A leader of Algeria's rebel Armed Islamic Group (GIA) says the massacres carried out by his men were justified and that all enemies of Islam, from the youngest to the oldest, should have their throats cut.
"It is clear that there are no indiscriminate killings. Our fighters only kill those who deserve to die," said Abou Al Moundhir, one of the GIA's chiefs.
Algerian security services say his real name is Mahofoud Assouli, born in 1965. They have placed a million-dinar ($15,800) bounty on his head.
His declarations were made in an interview with the underground Al Djamaa newspaper, which claims to be the "official voice of the GIA in the West" and is circulated throughout Europe.
The justification of the killings, carried in a 14-page article, offers a chilling explanation of the GIA's unique logic.
"We say to those who accuse us of indiscriminate killing that we will fight those traitors who have gone over to the taghout [the Algerian authorities]," Moundhir said.
"We do no more than carry out the wishes of God and the prophet."
He added: "When you hear about killings and throat-slittings in a village or town, you should know it's a matter of the death of government partisans, or else it's the application of GIA communiqués ordering [us] to do good and combat evil."
He went on to say that the killing of innocent women and children in bomb blasts was justified if they were in the same area as the enemy.
If the innocent are among the dead, they will be accepted as "martyrs," he said.
In order to combat evil, the GIA fighters' duty is also to eliminate all "those who do not pray, who drink alcohol, take drugs, homosexuals and immodest or debauched women."
Moundhir says the GIA divides the Algerian population into three categories: first are those who join the "holy war," secondly those who fight against Islam by "force, talk or with the pen."
The third category is those who say they support Islam but say they are also in favor of democracy and elections, whom Moundhir said are "impostors and wrong-doers."
"Their fate is death."
He said those in Algeria who did not help or fight against the GIA should go into exile.
He issued a dire warning against people who once supported the GIA, but had changed over to the government side out of fear: "They have become the enemies of our fighters, from the youngest of their children to the oldest of their elderly."
The worst massacres in Algeria have been carried out in areas south of the capital and in the southwest of the country.

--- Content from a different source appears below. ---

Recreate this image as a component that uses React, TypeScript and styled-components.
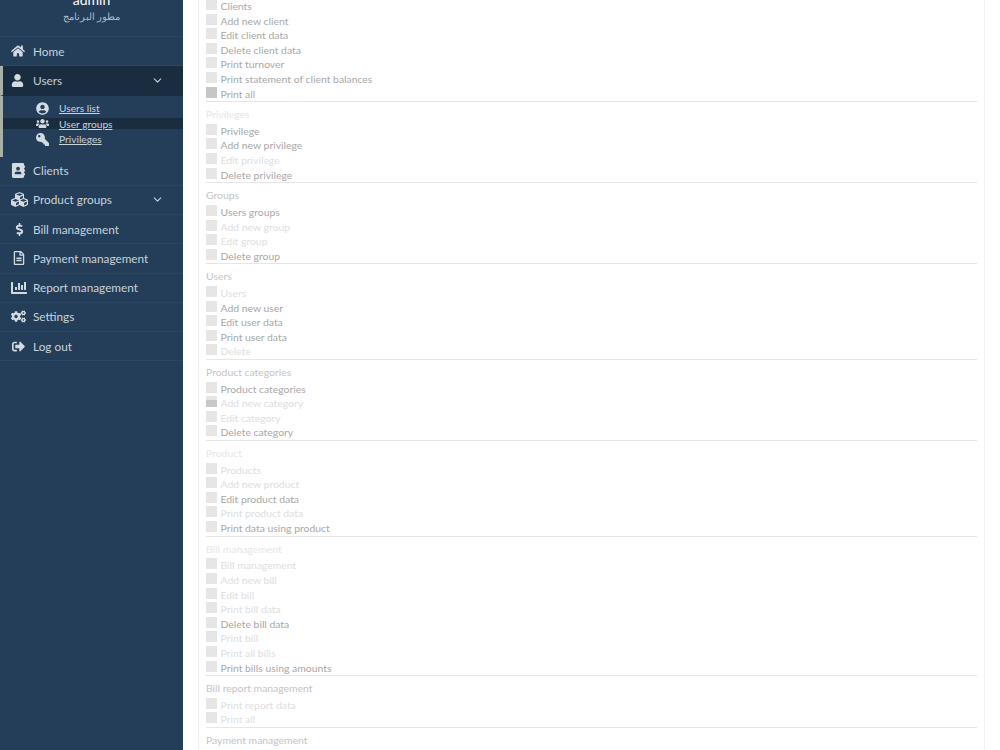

There was strong support for the Islamic Salvation Front (FIS) in these areas in the early 1990s, before the government canceled the results of elections which the FIS was poised to win.

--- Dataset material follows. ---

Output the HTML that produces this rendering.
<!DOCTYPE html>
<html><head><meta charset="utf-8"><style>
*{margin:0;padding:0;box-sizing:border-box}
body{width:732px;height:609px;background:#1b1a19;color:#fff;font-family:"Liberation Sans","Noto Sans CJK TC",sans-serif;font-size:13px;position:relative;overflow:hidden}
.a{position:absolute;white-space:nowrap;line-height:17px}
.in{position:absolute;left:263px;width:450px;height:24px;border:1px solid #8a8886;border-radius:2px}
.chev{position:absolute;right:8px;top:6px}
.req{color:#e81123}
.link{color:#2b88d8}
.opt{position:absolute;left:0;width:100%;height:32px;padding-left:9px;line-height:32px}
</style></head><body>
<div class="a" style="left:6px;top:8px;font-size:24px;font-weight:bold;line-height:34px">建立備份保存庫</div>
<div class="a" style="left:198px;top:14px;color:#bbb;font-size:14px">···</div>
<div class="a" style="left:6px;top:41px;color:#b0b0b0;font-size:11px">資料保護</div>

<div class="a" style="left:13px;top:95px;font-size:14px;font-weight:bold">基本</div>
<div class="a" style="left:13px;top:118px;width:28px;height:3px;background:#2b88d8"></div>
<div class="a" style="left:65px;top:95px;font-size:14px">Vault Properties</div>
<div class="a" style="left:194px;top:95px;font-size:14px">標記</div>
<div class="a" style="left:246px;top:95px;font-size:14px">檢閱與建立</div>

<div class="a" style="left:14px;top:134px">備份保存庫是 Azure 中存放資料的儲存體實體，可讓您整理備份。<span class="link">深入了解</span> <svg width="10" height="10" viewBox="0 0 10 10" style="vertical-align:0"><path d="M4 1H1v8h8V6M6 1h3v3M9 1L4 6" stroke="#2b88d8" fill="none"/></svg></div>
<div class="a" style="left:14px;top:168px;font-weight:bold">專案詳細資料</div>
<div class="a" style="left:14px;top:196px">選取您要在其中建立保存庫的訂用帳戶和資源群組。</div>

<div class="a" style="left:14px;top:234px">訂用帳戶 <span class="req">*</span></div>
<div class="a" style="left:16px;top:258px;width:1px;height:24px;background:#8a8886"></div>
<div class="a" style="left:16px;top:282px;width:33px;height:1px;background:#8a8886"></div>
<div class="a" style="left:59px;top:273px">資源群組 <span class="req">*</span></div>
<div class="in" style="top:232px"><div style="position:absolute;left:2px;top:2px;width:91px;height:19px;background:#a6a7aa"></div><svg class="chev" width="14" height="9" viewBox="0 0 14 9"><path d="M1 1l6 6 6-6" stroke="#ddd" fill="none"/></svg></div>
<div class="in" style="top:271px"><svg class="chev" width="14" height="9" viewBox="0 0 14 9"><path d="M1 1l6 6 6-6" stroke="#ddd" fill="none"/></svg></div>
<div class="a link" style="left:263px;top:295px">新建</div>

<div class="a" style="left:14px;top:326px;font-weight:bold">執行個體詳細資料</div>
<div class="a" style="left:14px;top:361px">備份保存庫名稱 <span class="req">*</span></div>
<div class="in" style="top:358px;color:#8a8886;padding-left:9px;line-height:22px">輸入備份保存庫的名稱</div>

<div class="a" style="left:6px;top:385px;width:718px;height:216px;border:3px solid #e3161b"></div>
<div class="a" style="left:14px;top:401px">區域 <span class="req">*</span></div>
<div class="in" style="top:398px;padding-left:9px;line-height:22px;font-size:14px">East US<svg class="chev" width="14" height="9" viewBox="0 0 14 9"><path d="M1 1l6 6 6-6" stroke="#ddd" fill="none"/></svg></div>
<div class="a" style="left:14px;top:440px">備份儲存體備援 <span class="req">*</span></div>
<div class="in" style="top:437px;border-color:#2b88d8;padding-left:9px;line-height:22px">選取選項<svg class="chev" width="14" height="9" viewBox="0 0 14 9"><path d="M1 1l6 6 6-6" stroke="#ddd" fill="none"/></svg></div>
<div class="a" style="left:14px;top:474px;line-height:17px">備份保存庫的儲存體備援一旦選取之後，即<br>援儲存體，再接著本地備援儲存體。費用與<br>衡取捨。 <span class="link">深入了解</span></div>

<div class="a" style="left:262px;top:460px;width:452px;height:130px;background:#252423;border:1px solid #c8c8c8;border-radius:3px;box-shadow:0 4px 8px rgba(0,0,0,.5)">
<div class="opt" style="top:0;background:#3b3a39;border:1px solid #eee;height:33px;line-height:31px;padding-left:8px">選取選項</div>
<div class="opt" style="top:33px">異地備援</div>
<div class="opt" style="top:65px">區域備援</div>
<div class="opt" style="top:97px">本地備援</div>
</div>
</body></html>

Many villages there have now set up self-defense forces encouraged by the government in an attempt to protect the population from the GIA and other extremist Islamic groups.
Moundhir also confirmed there had been executions within the GIA ranks of those who had been suspected of being too influenced by Islamic nationalism and of wanting to change the direction of the movement.
These included the former chief of the GIA in the West, Abdel Wahab Ouahabi, whom Moundhir says was killed in September 1996 with some of his supporters.